# Iris color of Golden's eyes



## Sally's Mom (Sep 20, 2010)

Yes, there are varying eye colors that are acceptable. You need to look up the standard on the AKC website or the GRCA website to see what eye color should be...


----------



## LJack (Aug 10, 2012)

Here is a direct quote from the GRCA standard:
Color preferably dark brown; medium brown acceptable.

The fact that it specifically mentions dark and medium suggests that there were eye color variations when it was written.

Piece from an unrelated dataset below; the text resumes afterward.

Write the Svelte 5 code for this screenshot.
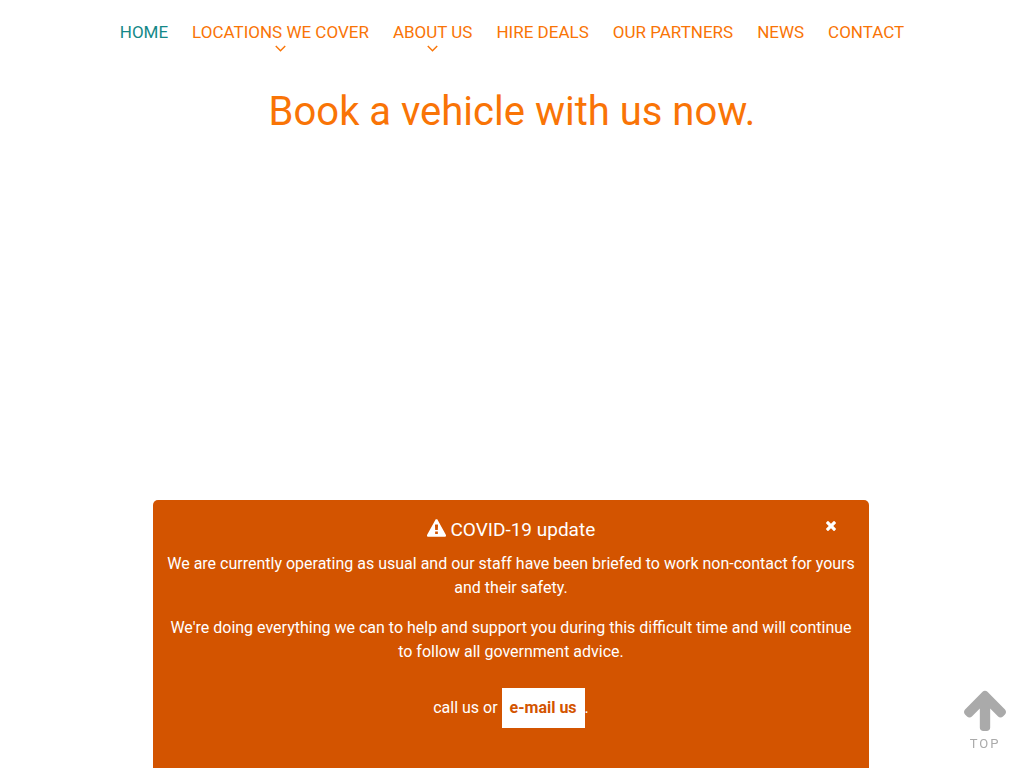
<script>
  const links = [
    { label: 'Home', active: true },
    { label: 'Locations we cover', menu: true },
    { label: 'About us', menu: true },
    { label: 'Hire deals' },
    { label: 'Our partners' },
    { label: 'News' },
    { label: 'Contact' }
  ];
  let open = $state(true);
</script>

<header>
  <nav aria-label="Main">
    <ul>
      {#each links as link}
        <li>
          <a href="#top" class:active={link.active}>{link.label}</a>
          {#if link.menu}
            <svg class="chevron" viewBox="0 0 10 6" aria-hidden="true"><path d="M.7.7 5 5 9.3.7" /></svg>
          {/if}
        </li>
      {/each}
    </ul>
  </nav>
</header>

<main>
  <h1>Book a vehicle with us now.</h1>
</main>

{#if open}
  <section class="notice">
    <button aria-label="Close" onclick={() => (open = false)}>
      <svg viewBox="110 366 1188 1188" aria-hidden="true"><path d="M1298 1322q0 40-28 68l-136 136q-28 28-68 28t-68-28L704 1232l-294 294q-28 28-68 28t-68-28l-136-136q-28-28-28-68t28-68l294-294L138 666q-28-28-28-68t28-68l136-136q28-28 68-28t68 28l294 294 294-294q28-28 68-28t68 28l136 136q28 28 28 68t-28 68L976 960l294 294q28 28 28 68z" /></svg>
    </button>
    <h2>
      <svg viewBox="0 128 1792 1664" aria-hidden="true"><path d="M1024 1503v-190q0-14-9.500-23.500t-22.500-9.500h-192q-13 0-22.500 9.500t-9.500 23.500v190q0 14 9.500 23.500t22.500 9.500h192q13 0 22.500-9.500t9.500-23.500zm-2-374l18-459q0-12-10-19-13-11-24-11h-220q-11 0-24 11-10 7-10 21l17 457q0 10 10 16.500t24 6.500h185q14 0 23.500-6.500t10.500-16.500zm-14-934l768 1408q35 63-2 126-17 29-46.500 46t-63.500 17h-1536q-34 0-63.500-17t-46.500-46q-37-63-2-126l768-1408q17-31 47-49t65-18 65 18 47 49z" /></svg>
      COVID-19 update
    </h2>
    <p>We are currently operating as usual and our staff have been briefed to work non-contact for yours and their safety.</p>
    <p>We're doing everything we can to help and support you during this difficult time and will continue to follow all government advice.</p>
    <p class="contact">call us or <a href="#email">e-mail us</a>.</p>
  </section>
{/if}

<a class="top" href="#top">
  <svg viewBox="53 128 1558 1536" preserveAspectRatio="none" aria-hidden="true"><path d="M1611 971q0 51-37 90l-75 75q-38 38-91 38-54 0-90-38l-294-293v704q0 52-37.500 84.500t-90.500 32.500h-128q-53 0-90.500-32.500t-37.500-84.500v-704l-294 293q-36 38-90 38t-90-38l-75-75q-38-38-38-90 0-53 38-91l651-651q35-37 90-37 54 0 91 37l651 651q37 39 37 91z" /></svg>
  <span>TOP</span>
</a>

<style>
  :global(body) {
    margin: 0;
    background: #fff;
    font: 16px/24px Roboto, sans-serif;
  }
  svg {
    fill: currentColor;
  }
  header {
    padding: 20px 16px;
  }
  ul {
    display: flex;
    justify-content: center;
    gap: 24px;
    margin: 0;
    padding: 0;
    list-style: none;
  }
  li {
    display: flex;
    flex-direction: column;
    align-items: center;
    height: 32px;
  }
  li a {
    color: #f97406;
    font-size: 17px;
    text-decoration: none;
    text-transform: uppercase;
  }
  li a.active {
    color: #148888;
  }
  .chevron {
    width: 11px;
    height: 7px;
    margin-top: 1px;
    fill: none;
    stroke: #f97406;
    stroke-width: 1.3;
  }
  h1 {
    margin: 16px;
    color: #f97406;
    font-size: 40px;
    font-weight: 400;
    line-height: 48px;
    text-align: center;
  }
  .notice {
    position: fixed;
    bottom: 0;
    left: calc(15% - 1px);
    width: 70%;
    box-sizing: border-box;
    padding: 16px 12px 24px;
    border-radius: 5px 5px 0 0;
    background: #d35400;
    color: #fff;
    text-align: center;
  }
  .notice h2 {
    margin: 0 0 8px;
    font-size: 19px;
    font-weight: 400;
    line-height: 28px;
  }
  h2 svg {
    width: 19px;
    height: 18px;
    vertical-align: -1px;
  }
  .notice p {
    margin: 0 0 16px;
  }
  .notice .contact {
    margin: 24px 0 16px;
    line-height: 40px;
  }
  .contact a {
    display: inline-block;
    padding: 0 8px;
    background: #fff;
    color: #d35400;
    font-weight: 700;
    text-decoration: none;
  }
  button {
    position: absolute;
    top: 16px;
    right: 28px;
    display: grid;
    place-items: center;
    width: 20px;
    height: 20px;
    padding: 0;
    border: 0;
    background: none;
    color: #fff;
    cursor: pointer;
  }
  button svg {
    width: 10px;
    height: 10px;
  }
  .top {
    position: fixed;
    right: 18px;
    bottom: 15px;
    display: flex;
    flex-direction: column;
    align-items: center;
    gap: 4px;
    color: #aaa;
    font-size: 13px;
    line-height: 18px;
    letter-spacing: 2px;
    text-decoration: none;
  }
  .top svg {
    width: 42px;
    height: 42px;
  }
</style>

All the goldens I have personally seen have had dark eyes. Though, I have heard folks mention goldens with lighter eyes.


----------



## TheZ's (Jun 13, 2011)

The color does vary. I think Kasey's (in the picture) are pretty light and the color ranges to very dark. As I recall, the Golden breed standard mentions eye color. I think it says dark is preferred but medium brown is acceptable. Our Zeke's eyes were a medium brown and I thought they were somewhat more expressive than the very dark eyes of some Goldens.


----------



## alphadude (Jan 15, 2010)

Axl's eyes are light to medium brown. Angus, my 8 month old, 80 lb 'puppy' has very dark brown eyes.


----------



## Suni52 (Jan 18, 2012)

Sadie's are really dark. in most lights I can't differentiate between the pupil and the iris.


----------